Got it. And just last question. I'm sorry, the fiber is obviously not of Hexacom, right, for these 2 circles, it's on Airtel, but that fiber is residing in the Airtel homes or in the mobile segment? Sorry, I am asking an Airtel question here, if it's okay.

Soumen Ray

executive
#72

Yes. So it is mostly sitting in mobile segment.

Vaidehi Sharma

attendee
#73

Thank you, everyone. Now I would like Soumen to give his closing remarks for Bharti Hexacom.

Soumen Ray

executive
#74

Thanks a lot for joining the call. I think this is the first full year -- almost full year of Bharti Hexacom remaining listed. I think it has been a stellar performance. I think whatever we have put up during our road shows, we've been able to do it.

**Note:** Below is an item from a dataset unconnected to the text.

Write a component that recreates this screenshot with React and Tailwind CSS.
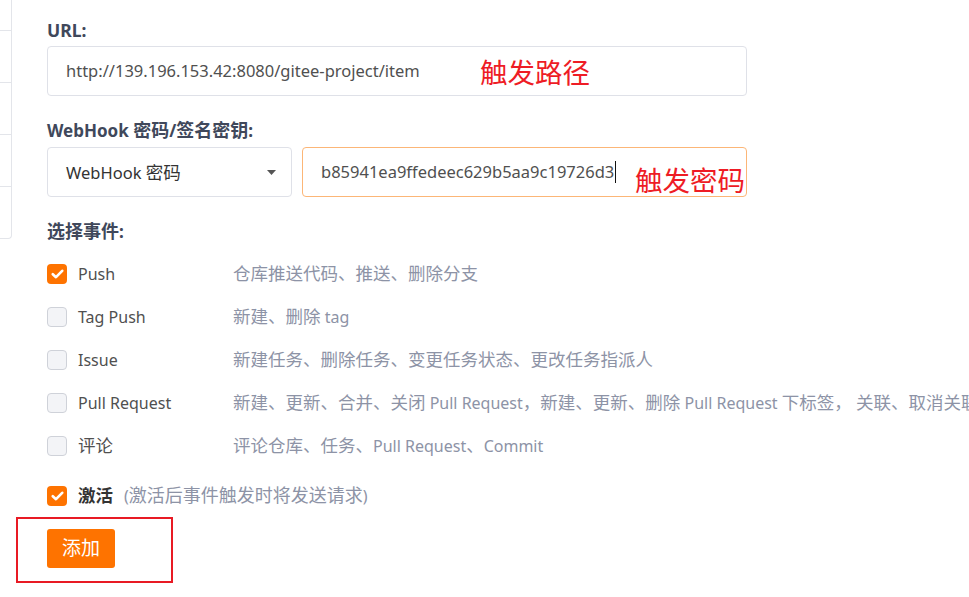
import React from "react";

const font = { fontFamily: '"Noto Sans", "Noto Sans CJK SC", sans-serif' };

const CJK = /([\u3000-\u303f\u4e00-\u9fff\uff00-\uffef]+)/;

function T({ text, cjk }) {
  const parts = text.split(CJK);
  return (
    <>
      {parts.map((p, i) =>
        i % 2 === 1 ? (
          <span key={i} className={cjk}>{p}</span>
        ) : (
          <React.Fragment key={i}>{p}</React.Fragment>
        )
      )}
    </>
  );
}

function Box({ checked }) {
  if (checked) {
    return (
      <span className="flex h-[20px] w-[20px] shrink-0 items-center justify-center rounded-[4px] bg-[#fe7300]">
        <svg width="13" height="10" viewBox="0 0 13 10" fill="none">
          <path d="M1.8 5.2 L5 8.2 L11.2 1.8" stroke="#fff" strokeWidth="2.6" strokeLinecap="round" strokeLinejoin="round" />
        </svg>
      </span>
    );
  }
  return <span className="h-[20px] w-[20px] shrink-0 rounded-[4px] border border-[#cfd2d9] bg-[#f3f4f7]" />;
}

const events = [
  ["Push", "仓库推送代码、推送、删除分支", true],
  ["Tag Push", "新建、删除 tag", false],
  ["Issue", "新建任务、删除任务、变更任务状态、更改任务指派人", false],
  ["Pull Request", "新建、更新、合并、关闭 Pull Request，新建、更新、删除 Pull Request 下标签， 关联、取消关联任务", false],
  ["评论", "评论仓库、任务、Pull Request、Commit", false],
];

export default function App() {
  return (
    <div className="relative flex h-[597px] w-[969px] overflow-hidden bg-white" style={font}>
      <div className="flex h-[239px] w-[12px] shrink-0 flex-col rounded-br-[4px] border-b border-r border-[#e3e5ea]">
        <div className="h-[31px] border-b border-[#e3e5ea]" />
        <div className="h-[52px] border-b border-[#e3e5ea]" />
        <div className="h-[52px] border-b border-[#e3e5ea]" />
        <div className="h-[52px] border-b border-[#e3e5ea]" />
      </div>
      <div className="flex flex-1 flex-col pl-[35px] pt-[19px]">
        <div className="h-[22px] text-[17.5px] font-bold leading-[22px] text-[#40485b]">URL:</div>
        <div className="relative mt-[5px] flex h-[50px] w-[700px] items-center rounded-[4px] border border-[#dfe1e8] pl-[18px] text-[16.5px] text-[#505050]">
          http://139.196.153.42:8080/gitee-project/item
          <span className="absolute left-[432px] top-[8px] text-[27.5px] leading-[36px] text-[#ee1c25]">触发路径</span>
        </div>
        <div className="mt-[23px] h-[22px] whitespace-nowrap text-[17px] font-bold leading-[22px] text-[#40485b]">
          <T text="WebHook 密码/签名密钥:" cjk="text-[18px]" />
        </div>
        <div className="mt-[6px] flex h-[50px] gap-[10px]">
          <div className="flex w-[245px] items-center justify-between rounded-[4px] border border-[#dfe1e8] pl-[18px] pr-[15px] text-[16.5px] text-[#333]">
            <span><T text="WebHook 密码" cjk="text-[17.5px]" /></span>
            <svg width="9" height="5" viewBox="0 0 9 5"><path d="M0 0 H9 L4.5 5 Z" fill="#555" /></svg>
          </div>
          <div className="relative flex w-[445px] items-center rounded-[4px] border border-[#fcb677] pl-[18px] text-[16.5px] text-[#505050]">
            <span>b85941ea9ffedeec629b5aa9c19726d3</span>
            <span className="ml-[1px] h-[22px] w-[1px] bg-[#111]" />
            <span className="absolute left-[332px] top-[15px] text-[27.5px] leading-[36px] text-[#ee1c25]">触发密码</span>
          </div>
        </div>
        <div className="mt-[23px] h-[22px] text-[17px] font-bold leading-[22px] text-[#40485b]">
          <T text="选择事件:" cjk="text-[18px]" />
        </div>
        <div className="mt-[10px] flex flex-col">
          {events.map(([name, desc, checked]) => (
            <div key={name} className="flex h-[43px] items-center whitespace-nowrap">
              <Box checked={checked} />
              <span className="ml-[11px] w-[155px] text-[16px] text-[#505050]">
                <T text={name} cjk="text-[17.5px]" />
              </span>
              <span className="text-[16px] text-[#8d93a6]">
                <T text={desc} cjk="text-[17.5px]" />
              </span>
            </div>
          ))}
        </div>
        <div className="mt-[7px] flex h-[43px] items-center whitespace-nowrap">
          <Box checked />
          <span className="ml-[11px] text-[17.5px] font-bold text-[#333]">激活</span>
          <span className="ml-[11px] text-[16px] text-[#8d93a6]">
            (<span className="text-[18px]">激活后事件触发时将发送请求</span>)
          </span>
        </div>
        <div className="mt-[12px] flex">
          <button className="flex h-[39px] w-[68px] items-center justify-center rounded-[3px] bg-[#fe7300] text-[19px] text-white">添加</button>
        </div>
      </div>
      <div className="pointer-events-none absolute left-[16px] top-[517px] h-[66px] w-[157px] border-2 border-[#e81a24]" />
    </div>
  );
}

The tariff repair has come in with great handy and the increase in dividend should please the stakeholders. Thanks a lot for joining and look forward to catching up next quarter again. Thank you.

Vaidehi Sharma

attendee
#75

Thank you, everyone, for joining us today. The recording of this webinar will be available on the company website. Thank you all. Have a good day, and see you next quarter. Bye.